The four characters go out for dinner, where alcohol and latent fury between Charlie and Sugar result in ejection from the restaurant and near arrest of the two men. Things don't improve back at Joe's house, where Ginger reveals she is pregnant with a former boyfriend's child, and the two women leave to stay at a hotel. Joe and Charlie drive to the mountains where Joe wrestles with the idea of making a commitment to Ginger and her unborn child. All four eventually end up back at Joe's house, where Joe still cannot break through his crisis of non-commitment. Ginger declares it's over and leaves for the bus station.

In the final scenes of the movie, Joe becomes alarmed at his missed opportunity, and gets the town sheriff to chase and stop the bus Ginger is on. Once on the bus, Joe cannot convince Ginger to reconsider, so when the driver pulls over he gets off along with some other passengers. But after the bus pulls away, he sees Ginger standing on the other side of the road.

==Cast==

| Actor | Role |
|---|---|
| Sissy Spacek | Ginger |
| Susan Oliver | Sugar |
| Monte Markham | Joe |
| Mark Miller | Charlie |
| David Doyle | Fred |
| Slim Pickens | Sheriff |
| Fred Ward | Truck Driver |
| Marion Charles | Diane |

==Themes, Tropes, and Genres==
Ginger in the Morning explores themes of romance and personal rediscovery. Ginger has been characterized as a manic pixie dream girl whose main purpose is to inspire or revitalize Joe, who's at a low ebb since his divorce.
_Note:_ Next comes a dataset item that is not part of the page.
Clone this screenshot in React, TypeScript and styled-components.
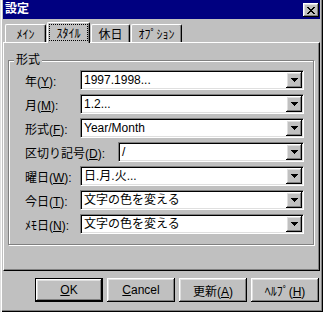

J. Paul Johnson remarks that while "there are moments when" the film "looks and feels very much like a generic Seventies sexploitation film", it is "surprisingly sweet and unexpected" with no sex "and nearly no discussion of it at all."

==Production==
Ginger in the Morning was a low-budget, small-scale B-movie. Louis Hexter, a Dallas-based investor, in making his first foray into filmmaking, received the first-ever onscreen credit of "financier" credit for the film. Mark Miller defended the financier's right to take a credit, likening Hexter's function on the film to that of a studio.

Shooting took place in Albuquerque starting on March 6, 1972. It was shot with a video camera and later transferred to film.

==Release==
The film premiered on March 5, 1974 in a limited theatrical release, with Mark Miller scheduled to appear at the Albuquerque opening as well as Dallas where he would be joined by Sissy Spacek.
Following Spacek's Oscar for her performance in Coal Miner's Daughter (1980), the home video release of Ginger in the Morning surged in popularity, and several foreign markets expressed interest in theatrical rights.

A 50th anniversary limited edition remastered version on Blu-ray disc was released by Film Masters on December 17, 2024, billed as "an exclusive new 4K restoration of the film from the original camera negative." Special features include a newly recorded 18-minute interview with 89-year-old Monte Markham reflecting on the production and his career more broadly, audio commentary, and a booklet insert with an essay by Susan King on Spacek. The commentary is by film historians C. Courtney Joyner and Amanda Reyes.
==Reception==
Johnson calls Spacek's Ginger "wan and sweet," and "completely convincing," while Markham's Joe is "creditable and "nuanced": but for the "egregiously awful subplot involving Joe's rowdy friend Charlie (paid, apparently, by the mouthfuls of scenery he thinks he has to chew) and his ex-wife Sugar... Ginger in the Morning would make for a perfectly pleasant affair... a lovely curio from the decade."

Derek Winnert gives the film two stars, citing good performances, "especially from the young Spacek", which "make a meal" of Mark Miller's "modestly engaging if unsurprising dialogue."